Enlisting professional help

Even the smallest organization or self-employed individual can find value in the services of an attorney and a financial professional in developing a document retention program. A save everything forever approach can be implemented almost immediately at little or no cost. But the greatest value and protection will result from a policy that is selective, organized and easily accessible in the future.

IRS guidelines for retaining tax returns

A striking example of the acceptance of electronic documents is none other than the IRS. From 2004 to 2005, the number of returns filed in electronic form jumped from 66.3 million to 70.7 million.

IRS Publication 583, Starting a Business and Keeping Records, offers the guidelines outlined in the chart on the left for retaining tax-related documents, regardless of what form they are in.

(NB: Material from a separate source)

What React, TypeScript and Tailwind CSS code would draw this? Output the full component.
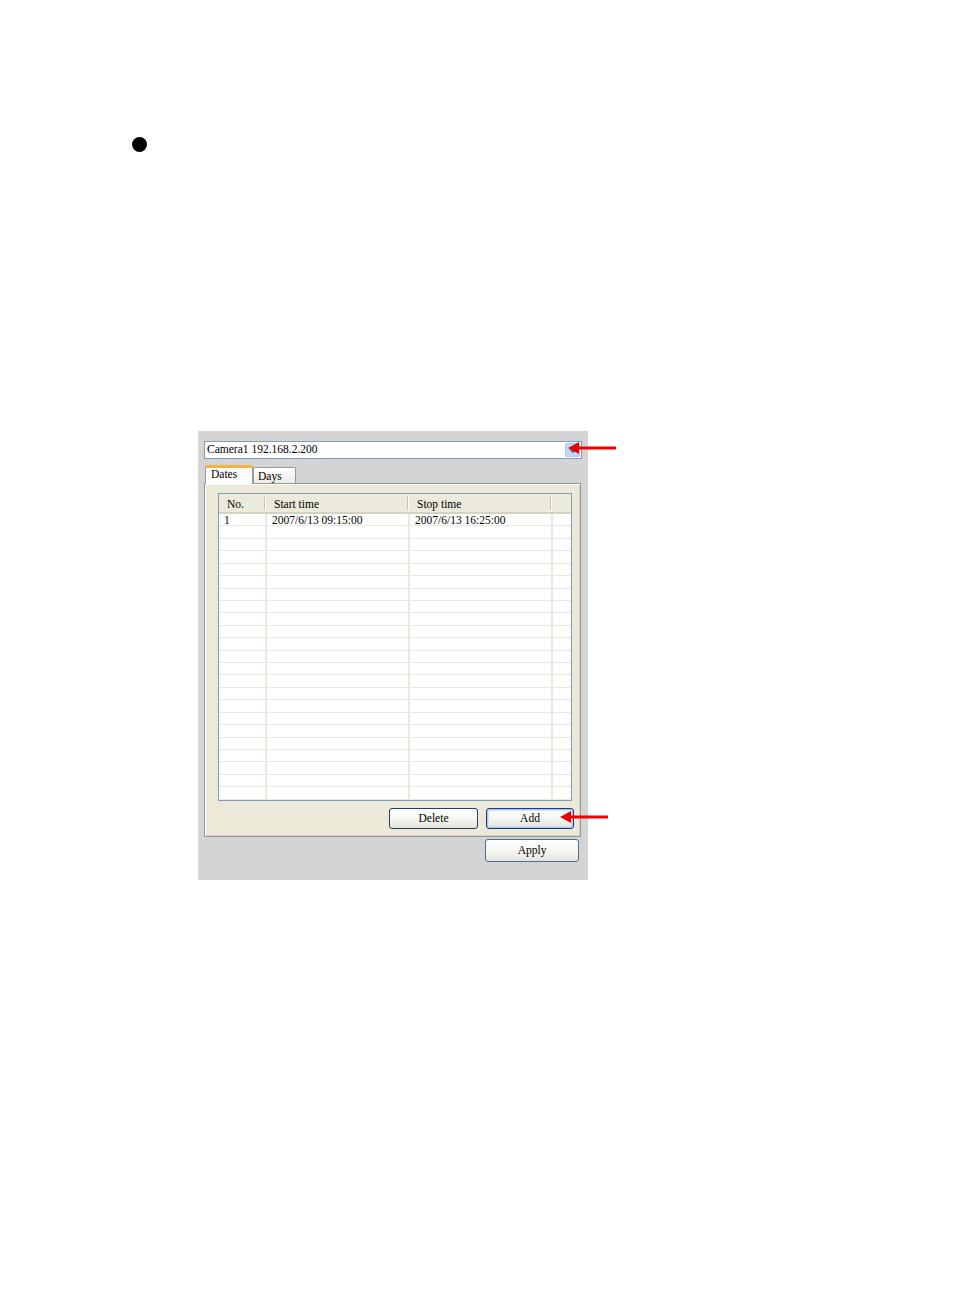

Type of document: Keep for:
Tax returns (including supporting documentation). Three years from filing date or when the tax was paid, whichever is later (unless 2, 3 or 4 apply).
Tax returns where gross income is underreported by 25% or more. Six years from filing date or when the tax was paid, whichever is later.
A fraudulently filed tax return. Indefinitely.
Amended tax return or claim for a credit or refund. Three years from when original filing or two years from when the original tax was paid, whichever is longer.
A tax return showing a loss form a worthless security or bad debt deduction. Seven years from filing date.
Employment tax records (if you have employees) Four years from when the taxes were due or when they were paid, whichever is later.